Similar to most biomolecules and other orally administered xenobiotics (i.e., drugs), amphetamine is predicted to undergo promiscuous metabolism by human gastrointestinal microbiota (primarily bacteria) prior to absorption into the blood stream. The first amphetamine-metabolizing microbial enzyme, tyramine oxidase from a strain of E. coli commonly found in the human gut, was identified in 2019. This enzyme was found to metabolize amphetamine, tyramine, and phenethylamine with roughly the same binding affinity for all three compounds.

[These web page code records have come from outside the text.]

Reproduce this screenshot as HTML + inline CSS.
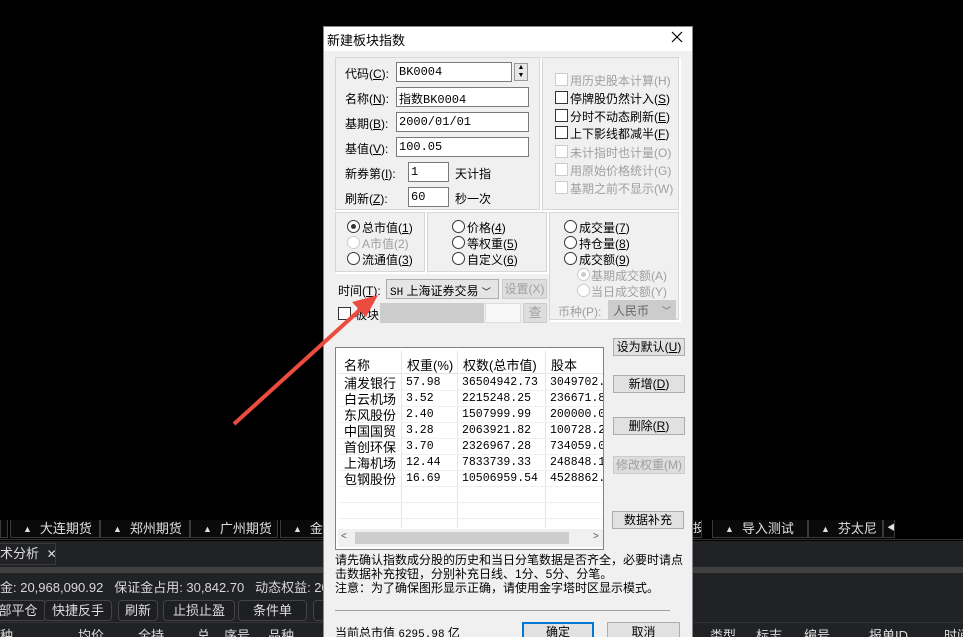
<!DOCTYPE html>
<html><head><meta charset="utf-8"><style>
*{margin:0;padding:0;box-sizing:border-box}
html,body{width:963px;height:637px;overflow:hidden}
body{background:#000;position:relative;font-family:"Liberation Sans","Noto Sans CJK SC",sans-serif;font-size:12px;color:#000}
.a{position:absolute;white-space:nowrap}
.dk{color:#d8d8d8;font-size:13px}
.tab{position:absolute;top:520px;height:18px;border:1px solid #3a3a3a;border-top:none;background:#0a0a0a;color:#e0e0e0;font-size:13px;line-height:17px;padding-left:8px;overflow:hidden}
.tab i{font-style:normal;font-size:9px;margin-right:8px;vertical-align:1px}
.btn2{position:absolute;top:600px;height:21px;border:1px solid #444;border-radius:4px;background:#1e1f22;color:#ddd;font-size:13px;text-align:center;line-height:19px}
.dlg{position:absolute;left:323px;top:26px;width:370px;height:611px;background:#f0f0f0;border:1px solid #888;border-bottom:none}
.grp{position:absolute;border:1px solid #d6d6d6;border-right-color:#fff;border-bottom-color:#fff;box-shadow:inset -1px -1px 0 #d6d6d6,1px 1px 0 #fff}
.in{position:absolute;background:#fff;border:1px solid #7a7a7a;height:20px;font-family:"Liberation Mono","Noto Sans CJK SC",monospace;font-size:12px;padding:2px 0 0 2px}
.cb{position:absolute;width:13px;height:13px;border:1px solid #333;background:#fff}
.cb.d{border-color:#ccc}
.rd{position:absolute;width:13px;height:13px;border:1px solid #333;border-radius:50%;background:#fff}
.rd.d{border-color:#ccc}
.rd.on::after{content:"";position:absolute;left:3px;top:3px;width:5px;height:5px;border-radius:50%;background:#333}
.rd.d.on::after{background:#ccc}
.g{color:#a0a0a0}
.b{position:absolute;left:613px;width:72px;height:18px;background:#e1e1e1;border:1px solid #adadad;text-align:center;line-height:16px;font-size:12px}
.row{position:absolute;left:338px;width:265px;height:16px;border-bottom:1px solid #f0f0f0;font-family:"Liberation Mono","Noto Sans CJK SC",monospace;font-size:11.5px;line-height:16px;overflow:hidden}
.row span{position:absolute;top:0}
.row span.n{font-family:"Noto Sans CJK SC",sans-serif;font-size:13px;line-height:15px}
</style></head><body>
<div class="a" style="left:0;top:518px;width:963px;height:22px;background:#000;border-bottom:1px solid #333"></div>
<div class="tab" style="left:0;width:8px;padding:0"></div>
<div class="tab" style="left:10px;width:90px;padding-left:12px"><i>▲</i>大连期货</div>
<div class="tab" style="left:100px;width:90px;padding-left:12px"><i>▲</i>郑州期货</div>
<div class="tab" style="left:190px;width:88px;padding-left:12px"><i>▲</i>广州期货</div>
<div class="tab" style="left:280px;width:44px;padding-left:12px"><i>▲</i>金融</div>
<div class="tab" style="left:692px;width:10px;padding:0;font-size:12px">投</div>
<div class="tab" style="left:712px;width:96px;padding-left:12px"><i>▲</i>导入测试</div>
<div class="tab" style="left:808px;width:75px;padding-left:12px"><i>▲</i>芬太尼</div>
<div class="tab" style="left:883px;width:12px;padding-left:3px;font-size:10px">◀</div>
<div class="a" style="left:0;top:541px;width:323px;height:96px;background:#212226"></div>
<div class="a" style="left:693px;top:541px;width:270px;height:96px;background:#212226"></div>
<div class="a" style="left:0;top:543px;width:56px;height:22px;background:#212226;border:1px solid #3a3a3a;border-left:none;color:#ddd;font-size:13px;line-height:20px">术分析 <span style="font-size:12px;padding-left:4px">✕</span></div>
<div class="a" style="left:0;top:567px;width:963px;height:6px;background:#404040"></div>
<div class="a" style="left:693px;top:567px;width:270px;height:6px;background:#404040"></div>
<div class="a dk" style="left:0;top:577px">金: 20,968,090.92 &nbsp;&nbsp;保证金占用: 30,842.70 &nbsp;&nbsp;动态权益: 20,9</div>
<div class="btn2" style="left:-10px;width:56px">部平仓</div>
<div class="btn2" style="left:44px;width:68px">快捷反手</div>
<div class="btn2" style="left:118px;width:40px">刷新</div>
<div class="btn2" style="left:163px;width:72px">止损止盈</div>
<div class="btn2" style="left:238px;width:69px">条件单</div>
<div class="btn2" style="left:313px;width:20px"></div>
<div class="a" style="left:0;top:622px;width:323px;height:15px;border-top:1px solid #333;color:#ddd;font-size:13px">
<span class="a" style="left:0;top:2px">种</span><span class="a" style="left:78px;top:2px">均价</span><span class="a" style="left:138px;top:2px">全持</span><span class="a" style="left:197px;top:2px">总</span><span class="a" style="left:224px;top:2px">序号</span><span class="a" style="left:268px;top:2px">品种</span></div>
<div class="a" style="left:693px;top:622px;width:270px;height:15px;border-top:1px solid #333;color:#ddd;font-size:13px">
<span class="a" style="left:17px;top:2px">类型</span><span class="a" style="left:63px;top:2px">标志</span><span class="a" style="left:111px;top:2px">编号</span><span class="a" style="left:176px;top:2px">报单ID</span><span class="a" style="left:251px;top:2px">时间</span></div>

<div class="dlg">
<div class="a" style="left:0;top:0;width:368px;height:24px;background:#fff"></div>
</div>
<div class="a" style="left:327px;top:30px;font-size:13px">新建板块指数</div>
<svg class="a" style="left:671px;top:31px" width="12" height="12"><path d="M1 1L11 11M11 1L1 11" stroke="#000" stroke-width="1.2"/></svg>

<div class="grp" style="left:335px;top:57px;width:206px;height:154px"></div>
<div class="grp" style="left:542px;top:57px;width:138px;height:154px"></div>
<div class="grp" style="left:335px;top:212px;width:91px;height:61px"></div>
<div class="grp" style="left:427px;top:212px;width:121px;height:61px"></div>
<div class="grp" style="left:549px;top:212px;width:131px;height:109px"></div>

<div class="a" style="left:345px;top:65px">代码(<u>C</u>):</div>
<div class="in" style="left:396px;top:62px;width:116px">BK0004</div>
<div class="a" style="left:514px;top:63px;width:14px;height:18px;border:1px solid #999;background:#e8e8e8;font-size:7px;line-height:8px;text-align:center">▲<br>▼</div>
<div class="a" style="left:345px;top:90px">名称(<u>N</u>):</div>
<div class="in" style="left:396px;top:87px;width:133px">指数BK0004</div>
<div class="a" style="left:345px;top:115px">基期(<u>B</u>):</div>
<div class="in" style="left:396px;top:112px;width:133px">2000/01/01</div>
<div class="a" style="left:345px;top:140px">基值(<u>V</u>):</div>
<div class="in" style="left:396px;top:137px;width:133px">100.05</div>
<div class="a" style="left:345px;top:165px">新券第(<u>I</u>):</div>
<div class="in" style="left:408px;top:162px;width:41px">1</div>
<div class="a" style="left:455px;top:165px">天计指</div>
<div class="a" style="left:345px;top:190px">刷新(<u>Z</u>):</div>
<div class="in" style="left:408px;top:187px;width:41px">60</div>
<div class="a" style="left:455px;top:190px">秒一次</div>

<div class="cb d" style="left:555px;top:73px"></div><div class="a g" style="left:570px;top:72px">用历史股本计算(H)</div>
<div class="cb" style="left:555px;top:91px"></div><div class="a" style="left:570px;top:90px">停牌股仍然计入(<u>S</u>)</div>
<div class="cb" style="left:555px;top:109px"></div><div class="a" style="left:570px;top:108px">分时不动态刷新(<u>E</u>)</div>
<div class="cb" style="left:555px;top:126px"></div><div class="a" style="left:570px;top:125px">上下影线都减半(<u>F</u>)</div>
<div class="cb d" style="left:555px;top:145px"></div><div class="a g" style="left:570px;top:144px">未计指时也计量(O)</div>
<div class="cb d" style="left:555px;top:163px"></div><div class="a g" style="left:570px;top:162px">用原始价格统计(G)</div>
<div class="cb d" style="left:555px;top:181px"></div><div class="a g" style="left:570px;top:180px">基期之前不显示(W)</div>

<div class="rd on" style="left:347px;top:220px"></div><div class="a" style="left:362px;top:219px">总市值(<u>1</u>)</div>
<div class="rd d" style="left:347px;top:236px"></div><div class="a g" style="left:362px;top:235px">A市值(2)</div>
<div class="rd" style="left:347px;top:252px"></div><div class="a" style="left:362px;top:251px">流通值(<u>3</u>)</div>
<div class="rd" style="left:452px;top:220px"></div><div class="a" style="left:467px;top:219px">价格(<u>4</u>)</div>
<div class="rd" style="left:452px;top:236px"></div><div class="a" style="left:467px;top:235px">等权重(<u>5</u>)</div>
<div class="rd" style="left:452px;top:252px"></div><div class="a" style="left:467px;top:251px">自定义(<u>6</u>)</div>
<div class="rd" style="left:564px;top:220px"></div><div class="a" style="left:579px;top:219px">成交量(<u>7</u>)</div>
<div class="rd" style="left:564px;top:236px"></div><div class="a" style="left:579px;top:235px">持仓量(<u>8</u>)</div>
<div class="rd" style="left:564px;top:252px"></div><div class="a" style="left:579px;top:251px">成交额(<u>9</u>)</div>
<div class="rd d on" style="left:577px;top:268px"></div><div class="a g" style="left:591px;top:267px">基期成交额(A)</div>
<div class="rd d" style="left:577px;top:284px"></div><div class="a g" style="left:591px;top:283px">当日成交额(Y)</div>
<div class="a g" style="left:558px;top:303px">币种(P):</div>
<div class="a" style="left:608px;top:300px;width:68px;height:20px;background:#ccc;border:1px solid #ccc;color:#666;padding:1px 0 0 4px">人民币 <span style="position:absolute;right:4px;font-size:9px;top:3px">﹀</span></div>

<div class="a" style="left:338px;top:282px">时间(<u>T</u>):</div>
<div class="a" style="left:386px;top:279px;width:113px;height:20px;background:#e5e5e5;border:1px solid #adadad;padding:2px 0 0 3px"><span style="font-family:'Liberation Mono',monospace;font-size:11px">SH</span> 上海证券交易 <span style="font-size:9px">﹀</span></div>
<div class="a g" style="left:502px;top:279px;width:45px;height:20px;background:#ddd;border:1px solid #ccc;text-align:center;line-height:18px">设置(X)</div>
<div class="cb" style="left:338px;top:307px"></div><div class="a" style="left:355px;top:306px">板块</div>
<div class="a" style="left:380px;top:303px;width:104px;height:20px;background:#ccc"></div>
<div class="a" style="left:485px;top:303px;width:36px;height:20px;background:#f8f8f8;border:1px solid #ddd"></div>
<div class="a g" style="left:523px;top:303px;width:24px;height:20px;background:#ddd;border:1px solid #ccc;text-align:center;line-height:18px;font-size:13px">查</div>

<div class="a" style="left:335px;top:347px;width:269px;height:203px;background:#fff;border:1px solid #828282"></div>
<div class="a" style="left:338px;top:351px;width:265px;height:23px;border-bottom:1px solid #e5e5e5"></div>
<div class="a" style="left:344px;top:355px;font-size:13px">名称</div><div class="a" style="left:407px;top:355px;font-size:13px">权重(%)</div><div class="a" style="left:463px;top:355px;font-size:13px">权数(总市值)</div><div class="a" style="left:551px;top:355px;font-size:13px">股本</div>
<div class="a" style="left:401px;top:351px;width:1px;height:177px;background:#e5e5e5"></div>
<div class="a" style="left:457px;top:351px;width:1px;height:177px;background:#e5e5e5"></div>
<div class="a" style="left:545px;top:351px;width:1px;height:177px;background:#e5e5e5"></div>
<div class="row" style="top:375px"><span class="n" style="left:6px">浦发银行</span><span style="left:68px">57.98</span><span style="left:124px">36504942.73</span><span style="left:212px">3049702.7</span></div>
<div class="row" style="top:391px"><span class="n" style="left:6px">白云机场</span><span style="left:68px">3.52</span><span style="left:124px">2215248.25</span><span style="left:212px">236671.83</span></div>
<div class="row" style="top:407px"><span class="n" style="left:6px">东风股份</span><span style="left:68px">2.40</span><span style="left:124px">1507999.99</span><span style="left:212px">200000.00</span></div>
<div class="row" style="top:423px"><span class="n" style="left:6px">中国国贸</span><span style="left:68px">3.28</span><span style="left:124px">2063921.82</span><span style="left:212px">100728.25</span></div>
<div class="row" style="top:439px"><span class="n" style="left:6px">首创环保</span><span style="left:68px">3.70</span><span style="left:124px">2326967.28</span><span style="left:212px">734059.06</span></div>
<div class="row" style="top:455px"><span class="n" style="left:6px">上海机场</span><span style="left:68px">12.44</span><span style="left:124px">7833739.33</span><span style="left:212px">248848.14</span></div>
<div class="row" style="top:471px"><span class="n" style="left:6px">包钢股份</span><span style="left:68px">16.69</span><span style="left:124px">10506959.54</span><span style="left:212px">4528862.0</span></div>
<div class="row" style="top:487px"></div><div class="row" style="top:503px"></div>
<div class="a" style="left:338px;top:529px;width:265px;height:18px;background:#f0f0f0"></div>
<div class="a" style="left:355px;top:532px;width:214px;height:12px;background:#cdcdcd"></div>
<div class="a" style="left:341px;top:531px;font-size:10px;color:#555">&lt;</div>
<div class="a" style="left:593px;top:531px;font-size:10px;color:#555">&gt;</div>

<div class="b" style="top:338px">设为默认(<u>U</u>)</div>
<div class="b" style="top:375px">新增(<u>D</u>)</div>
<div class="b" style="top:417px">删除(<u>R</u>)</div>
<div class="b g" style="top:456px;background:#ddd;border-color:#ccc">修改权重(M)</div>
<div class="b" style="top:511px;left:612px">数据补充</div>

<div class="a" style="left:335px;top:553px;line-height:14px;font-size:12px">请先确认指数成分股的历史和当日分笔数据是否齐全，必要时请点<br>击数据补充按钮，分别补充日线、1分、5分、分笔。<br>注意：为了确保图形显示正确，请使用金字塔时区显示模式。</div>
<div class="a" style="left:335px;top:610px;width:335px;height:1px;background:#a0a0a0"></div>
<div class="a" style="left:335px;top:624px">当前总市值 <span style="font-family:'Liberation Mono',monospace;font-size:11px">6295.98</span> 亿</div>
<div class="a" style="left:522px;top:622px;width:72px;height:20px;background:#e1e1e1;border:2px solid #0078d7;text-align:center;line-height:16px">确定</div>
<div class="a" style="left:607px;top:622px;width:73px;height:20px;background:#e1e1e1;border:1px solid #adadad;text-align:center;line-height:18px">取消</div>

<svg class="a" style="left:0;top:0" width="963" height="637"><line x1="234" y1="424" x2="362" y2="308" stroke="#ec4c3f" stroke-width="4"/><polygon points="378,295 352,302 366,317" fill="#ec4c3f"/></svg>
</body></html>
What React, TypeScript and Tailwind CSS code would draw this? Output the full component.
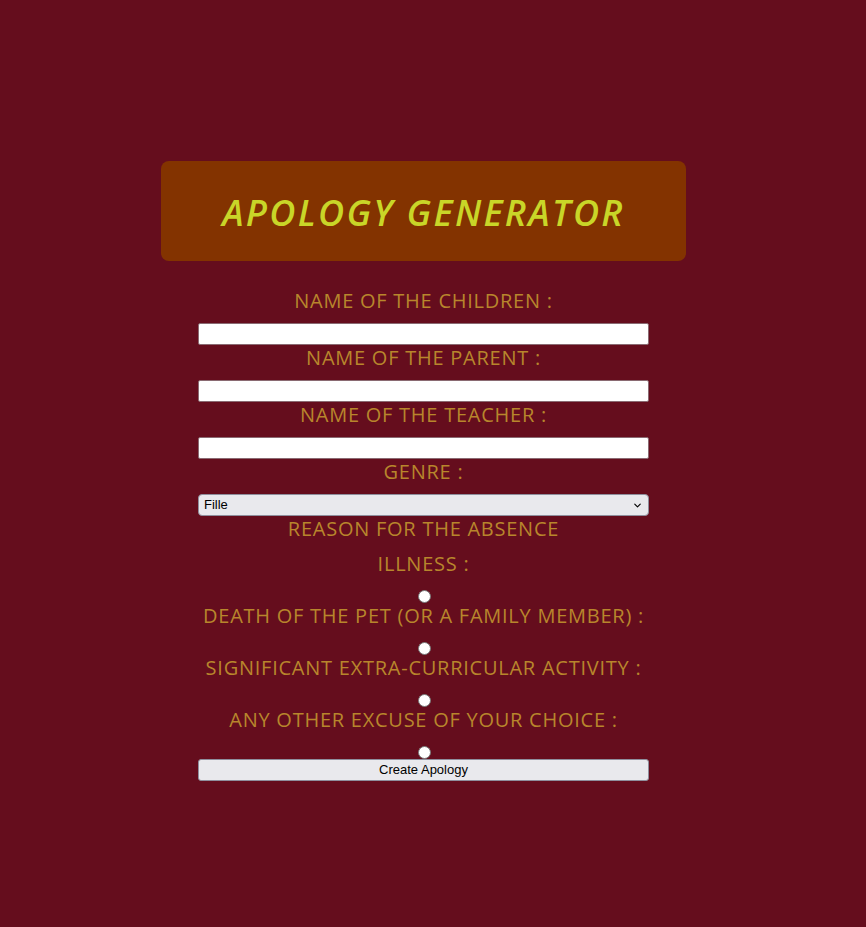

Related endogenous compounds
- Further informationon related compounds: Trace amine
Amphetamine has a very similar structure and function to the endogenous trace amines, which are naturally occurring neuromodulator molecules produced in the human body and brain. Among this group, the most closely related compounds are phenethylamine, the parent compound of amphetamine, and N-methylphenethylamine, a structural isomer of amphetamine (i.e., it has an identical molecular formula). In humans, phenethylamine is produced directly from L-phenylalanine by the aromatic amino acid decarboxylase (AADC) enzyme, which converts L-DOPA into dopamine as well. In turn, N-methylphenethylamine is metabolized from phenethylamine by phenylethanolamine N-methyltransferase, the same enzyme that metabolizes norepinephrine into epinephrine. Like amphetamine, both phenethylamine and N-methylphenethylamine regulate monoamine neurotransmission via TAAR1; unlike amphetamine, both of these substances are broken down by monoamine oxidase B, and therefore have a shorter half-life than amphetamine.